TO DO -
Repeat the material verbatim and drop the pictures.

THE DATA -

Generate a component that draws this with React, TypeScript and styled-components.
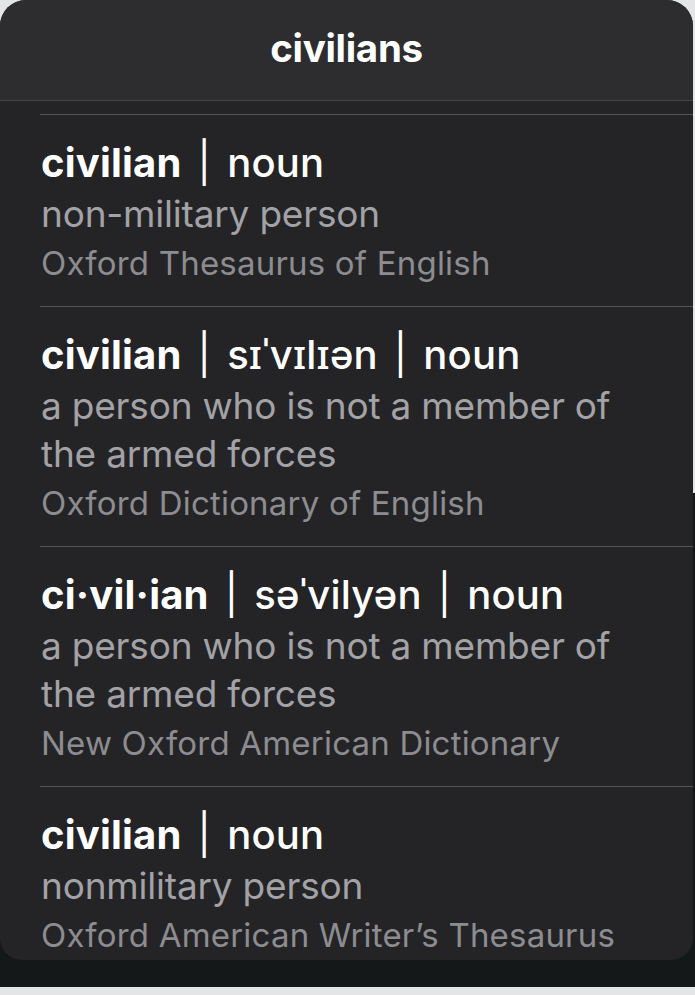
import styled, { createGlobalStyle } from 'styled-components';

const GlobalStyle = createGlobalStyle`
  html, body {
    margin: 0;
    padding: 0;
    background: #e4e5e7;
  }
  body {
    font-family: Inter, "Noto Sans", sans-serif;
    -webkit-font-smoothing: antialiased;
  }
`;

const Screen = styled.div`
  width: 695px;
  height: 987px;
  background: linear-gradient(to bottom, #e4e5e7 50%, #151819 50%);
`;

const Panel = styled.div`
  width: 693px;
  height: 960px;
  border-radius: 26px 26px 22px 22px;
  background: #242426;
  overflow: hidden;
  display: flex;
  flex-direction: column;
`;

const Header = styled.div`
  height: 101px;
  flex-shrink: 0;
  background: #2d2d2f;
  border-bottom: 1px solid #444446;
  box-sizing: border-box;
  display: flex;
  align-items: center;
  justify-content: center;
  padding-bottom: 4px;
`;

const Title = styled.h1`
  margin: 0;
  color: #ffffff;
  font-size: 38.5px;
  font-weight: 700;
  letter-spacing: -0.3px;
`;

const List = styled.div`
  padding-top: 13px;
`;

const Entry = styled.div`
  margin-left: 40px;
  border-top: 1px solid #545456;
  padding: 20px 0 18px 1px;
  display: flex;
  flex-direction: column;
`;

type Tone = 'head' | 'def' | 'src';

const sizes: Record<Tone, string> = { head: '40px', def: '37px', src: '33px' };
const colors: Record<Tone, string> = { head: '#ffffff', def: '#a2a2a7', src: '#8c8c91' };
const heights: Record<Tone, string> = { head: '55px', def: '48px', src: '50px' };
const spacing: Record<Tone, string> = { head: '0.2px', def: '-0.2px', src: '0.2px' };

const Line = styled.div<{ $tone: Tone }>`
  font-size: ${(p) => sizes[p.$tone]};
  line-height: ${(p) => heights[p.$tone]};
  white-space: nowrap;
  color: ${(p) => colors[p.$tone]};
  font-weight: ${(p) => (p.$tone === 'head' ? 500 : 400)};
  letter-spacing: ${(p) => spacing[p.$tone]};
`;

const Word = styled.b`
  font-weight: 700;
`;

const Bar = styled.span`
  font-weight: 400;
  margin: 0 0.4em;
`;

type Item = {
  word: string;
  parts: string[];
  def: string[];
  src: string;
};

const items: Item[] = [
  {
    word: 'civilian',
    parts: ['noun'],
    def: ['non-military person'],
    src: 'Oxford Thesaurus of English',
  },
  {
    word: 'civilian',
    parts: ['sɪˈvɪlɪən', 'noun'],
    def: ['a person who is not a member of', 'the armed forces'],
    src: 'Oxford Dictionary of English',
  },
  {
    word: 'ci·vil·ian',
    parts: ['səˈvilyən', 'noun'],
    def: ['a person who is not a member of', 'the armed forces'],
    src: 'New Oxford American Dictionary',
  },
  {
    word: 'civilian',
    parts: ['noun'],
    def: ['nonmilitary person'],
    src: 'Oxford American Writer’s Thesaurus',
  },
];

export default function App() {
  return (
    <>
      <GlobalStyle />
      <Screen>
        <Panel>
          <Header>
            <Title>civilians</Title>
          </Header>
          <List>
            {items.map((it, i) => (
              <Entry key={i}>
                <Line $tone="head">
                  <Word>{it.word}</Word>
                  {it.parts.map((p, j) => (
                    <span key={j}>
                      <Bar>|</Bar>
                      {p}
                    </span>
                  ))}
                </Line>
                {it.def.map((d, j) => (
                  <Line key={j} $tone="def">
                    {d}
                  </Line>
                ))}
                <Line $tone="src">{it.src}</Line>
              </Entry>
            ))}
          </List>
        </Panel>
      </Screen>
    </>
  );
}
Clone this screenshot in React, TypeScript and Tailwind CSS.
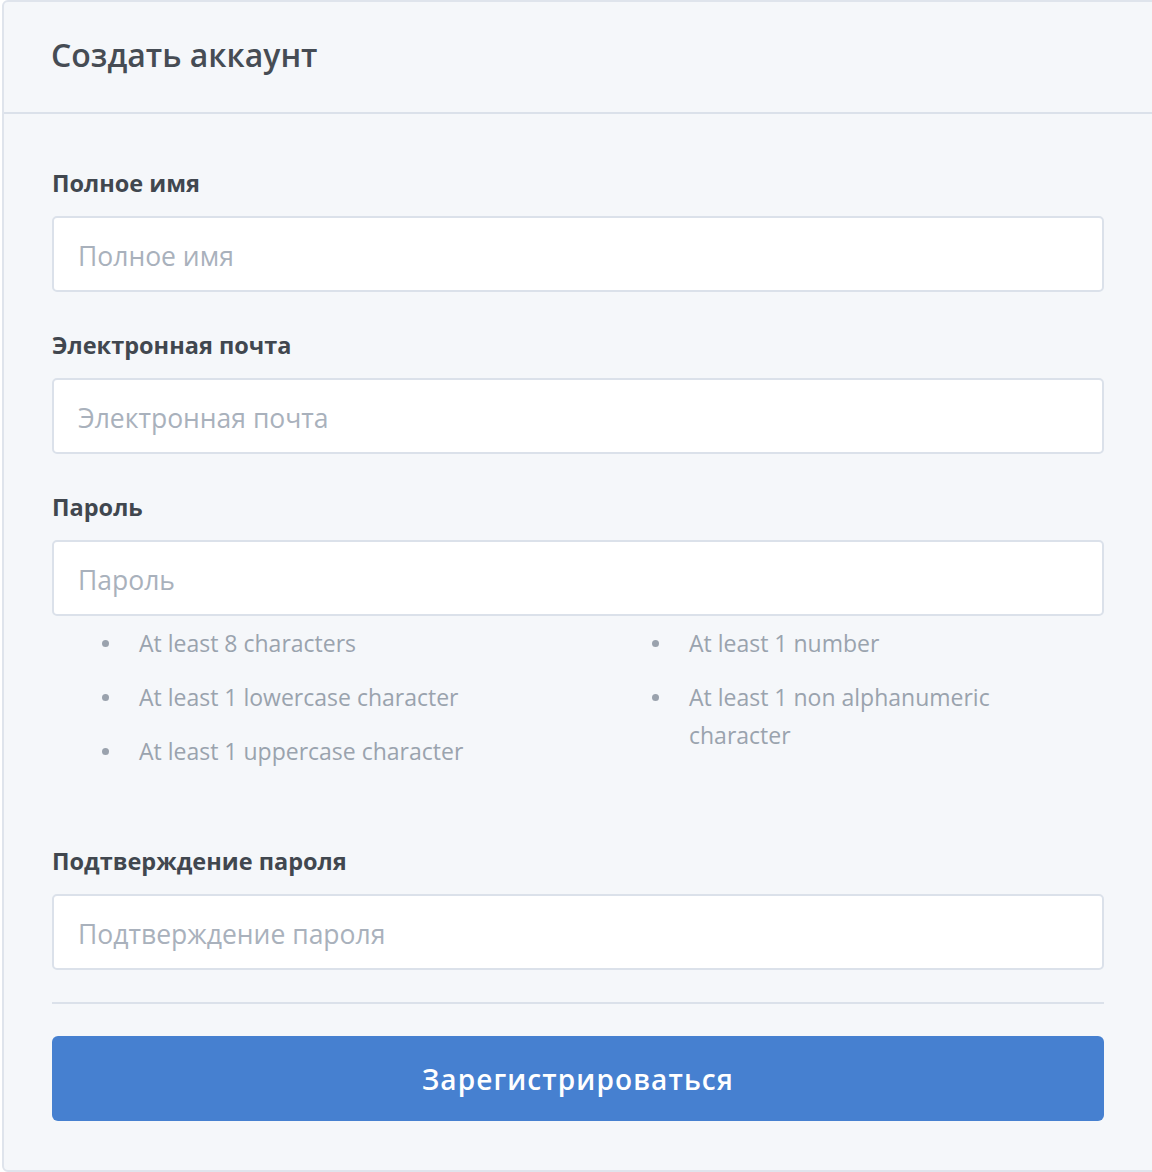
import React from "react"

const rulesLeft = ["At least 8 characters", "At least 1 lowercase character", "At least 1 uppercase character"]
const rulesRight = ["At least 1 number", "At least 1 non alphanumeric character"]

function Field({ label, type = "text" }: { label: string; type?: string }) {
  return (
    <div className="flex flex-col">
      <label className="text-[23.5px] leading-[30px] font-bold text-[#41474f] mb-[18px]">{label}</label>
      <input
        type={type}
        placeholder={label}
        className="h-[76px] w-full rounded-[5px] border-2 border-[#dbe1ea] bg-white px-[24px] pt-[3px] text-[26.5px] text-[#41474f] placeholder:text-[#a9b1bc] outline-none"
      />
    </div>
  )
}

function Rule({ text }: { text: string }) {
  return (
    <li className="flex items-start gap-[30px] text-[23px] leading-[38px] text-[#9aa3ae]">
      <span className="mt-[15.5px] h-[7px] w-[7px] shrink-0 rounded-full bg-[#9aa2ad]" />
      <span>{text}</span>
    </li>
  )
}

export default function App() {
  return (
    <div
      className="w-full overflow-hidden bg-white"
      style={{ fontFamily: '"Open Sans", "Noto Sans", sans-serif' }}
    >
      <div className="ml-[2px] w-[1160px] rounded-[6px] border-2 border-[#dfe4ec] bg-[#f5f7fa]">
        {/* header */}
        <div className="flex h-[112px] items-center border-b-2 border-[#dbe1ea] pl-[47px] pr-[48px] pb-[4px]">
          <h1 className="text-[32px] font-semibold text-[#464c54]">Создать аккаунт</h1>
        </div>

        {/* form */}
        <form className="w-[1148px] px-[48px] pt-[54px] pb-[49px]" onSubmit={(e) => e.preventDefault()}>
          <div className="flex flex-col gap-[38px]">
            <Field label="Полное имя" />
            <Field label="Электронная почта" type="email" />
            <div>
              <Field label="Пароль" type="password" />
              <div className="mt-[8px] flex pl-[50px]">
                <ul className="flex w-[550px] flex-col gap-[16px]">
                  {rulesLeft.map((r) => (
                    <Rule key={r} text={r} />
                  ))}
                </ul>
                <ul className="flex w-[370px] flex-col gap-[16px]">
                  {rulesRight.map((r) => (
                    <Rule key={r} text={r} />
                  ))}
                </ul>
              </div>
            </div>
          </div>

          <div className="mt-[76px]">
            <Field label="Подтверждение пароля" type="password" />
          </div>

          <hr className="my-[32px] border-t-2 border-[#dbe1ea]" />

          <button
            type="submit"
            className="h-[85px] w-full rounded-[6px] bg-[#4680d0] text-[28px] font-semibold tracking-[1.1px] text-white"
          >
            Зарегистрироваться
          </button>
        </form>
      </div>
    </div>
  )
}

THE REPLY -
Generate a component that draws this with React, TypeScript and styled-components.
import styled, { createGlobalStyle } from 'styled-components';

const GlobalStyle = createGlobalStyle`
  html, body {
    margin: 0;
    padding: 0;
    background: #e4e5e7;
  }
  body {
    font-family: Inter, "Noto Sans", sans-serif;
    -webkit-font-smoothing: antialiased;
  }
`;

const Screen = styled.div`
  width: 695px;
  height: 987px;
  background: linear-gradient(to bottom, #e4e5e7 50%, #151819 50%);
`;

const Panel = styled.div`
  width: 693px;
  height: 960px;
  border-radius: 26px 26px 22px 22px;
  background: #242426;
  overflow: hidden;
  display: flex;
  flex-direction: column;
`;

const Header = styled.div`
  height: 101px;
  flex-shrink: 0;
  background: #2d2d2f;
  border-bottom: 1px solid #444446;
  box-sizing: border-box;
  display: flex;
  align-items: center;
  justify-content: center;
  padding-bottom: 4px;
`;

const Title = styled.h1`
  margin: 0;
  color: #ffffff;
  font-size: 38.5px;
  font-weight: 700;
  letter-spacing: -0.3px;
`;

const List = styled.div`
  padding-top: 13px;
`;

const Entry = styled.div`
  margin-left: 40px;
  border-top: 1px solid #545456;
  padding: 20px 0 18px 1px;
  display: flex;
  flex-direction: column;
`;

type Tone = 'head' | 'def' | 'src';

const sizes: Record<Tone, string> = { head: '40px', def: '37px', src: '33px' };
const colors: Record<Tone, string> = { head: '#ffffff', def: '#a2a2a7', src: '#8c8c91' };
const heights: Record<Tone, string> = { head: '55px', def: '48px', src: '50px' };
const spacing: Record<Tone, string> = { head: '0.2px', def: '-0.2px', src: '0.2px' };

const Line = styled.div<{ $tone: Tone }>`
  font-size: ${(p) => sizes[p.$tone]};
  line-height: ${(p) => heights[p.$tone]};
  white-space: nowrap;
  color: ${(p) => colors[p.$tone]};
  font-weight: ${(p) => (p.$tone === 'head' ? 500 : 400)};
  letter-spacing: ${(p) => spacing[p.$tone]};
`;

const Word = styled.b`
  font-weight: 700;
`;

const Bar = styled.span`
  font-weight: 400;
  margin: 0 0.4em;
`;

type Item = {
  word: string;
  parts: string[];
  def: string[];
  src: string;
};

const items: Item[] = [
  {
    word: 'civilian',
    parts: ['noun'],
    def: ['non-military person'],
    src: 'Oxford Thesaurus of English',
  },
  {
    word: 'civilian',
    parts: ['sɪˈvɪlɪən', 'noun'],
    def: ['a person who is not a member of', 'the armed forces'],
    src: 'Oxford Dictionary of English',
  },
  {
    word: 'ci·vil·ian',
    parts: ['səˈvilyən', 'noun'],
    def: ['a person who is not a member of', 'the armed forces'],
    src: 'New Oxford American Dictionary',
  },
  {
    word: 'civilian',
    parts: ['noun'],
    def: ['nonmilitary person'],
    src: 'Oxford American Writer’s Thesaurus',
  },
];

export default function App() {
  return (
    <>
      <GlobalStyle />
      <Screen>
        <Panel>
          <Header>
            <Title>civilians</Title>
          </Header>
          <List>
            {items.map((it, i) => (
              <Entry key={i}>
                <Line $tone="head">
                  <Word>{it.word}</Word>
                  {it.parts.map((p, j) => (
                    <span key={j}>
                      <Bar>|</Bar>
                      {p}
                    </span>
                  ))}
                </Line>
                {it.def.map((d, j) => (
                  <Line key={j} $tone="def">
                    {d}
                  </Line>
                ))}
                <Line $tone="src">{it.src}</Line>
              </Entry>
            ))}
          </List>
        </Panel>
      </Screen>
    </>
  );
}
Clone this screenshot in React, TypeScript and Tailwind CSS.
import React from "react"

const rulesLeft = ["At least 8 characters", "At least 1 lowercase character", "At least 1 uppercase character"]
const rulesRight = ["At least 1 number", "At least 1 non alphanumeric character"]

function Field({ label, type = "text" }: { label: string; type?: string }) {
  return (
    <div className="flex flex-col">
      <label className="text-[23.5px] leading-[30px] font-bold text-[#41474f] mb-[18px]">{label}</label>
      <input
        type={type}
        placeholder={label}
        className="h-[76px] w-full rounded-[5px] border-2 border-[#dbe1ea] bg-white px-[24px] pt-[3px] text-[26.5px] text-[#41474f] placeholder:text-[#a9b1bc] outline-none"
      />
    </div>
  )
}

function Rule({ text }: { text: string }) {
  return (
    <li className="flex items-start gap-[30px] text-[23px] leading-[38px] text-[#9aa3ae]">
      <span className="mt-[15.5px] h-[7px] w-[7px] shrink-0 rounded-full bg-[#9aa2ad]" />
      <span>{text}</span>
    </li>
  )
}

export default function App() {
  return (
    <div
      className="w-full overflow-hidden bg-white"
      style={{ fontFamily: '"Open Sans", "Noto Sans", sans-serif' }}
    >
      <div className="ml-[2px] w-[1160px] rounded-[6px] border-2 border-[#dfe4ec] bg-[#f5f7fa]">
        {/* header */}
        <div className="flex h-[112px] items-center border-b-2 border-[#dbe1ea] pl-[47px] pr-[48px] pb-[4px]">
          <h1 className="text-[32px] font-semibold text-[#464c54]">Создать аккаунт</h1>
        </div>

        {/* form */}
        <form className="w-[1148px] px-[48px] pt-[54px] pb-[49px]" onSubmit={(e) => e.preventDefault()}>
          <div className="flex flex-col gap-[38px]">
            <Field label="Полное имя" />
            <Field label="Электронная почта" type="email" />
            <div>
              <Field label="Пароль" type="password" />
              <div className="mt-[8px] flex pl-[50px]">
                <ul className="flex w-[550px] flex-col gap-[16px]">
                  {rulesLeft.map((r) => (
                    <Rule key={r} text={r} />
                  ))}
                </ul>
                <ul className="flex w-[370px] flex-col gap-[16px]">
                  {rulesRight.map((r) => (
                    <Rule key={r} text={r} />
                  ))}
                </ul>
              </div>
            </div>
          </div>

          <div className="mt-[76px]">
            <Field label="Подтверждение пароля" type="password" />
          </div>

          <hr className="my-[32px] border-t-2 border-[#dbe1ea]" />

          <button
            type="submit"
            className="h-[85px] w-full rounded-[6px] bg-[#4680d0] text-[28px] font-semibold tracking-[1.1px] text-white"
          >
            Зарегистрироваться
          </button>
        </form>
      </div>
    </div>
  )
}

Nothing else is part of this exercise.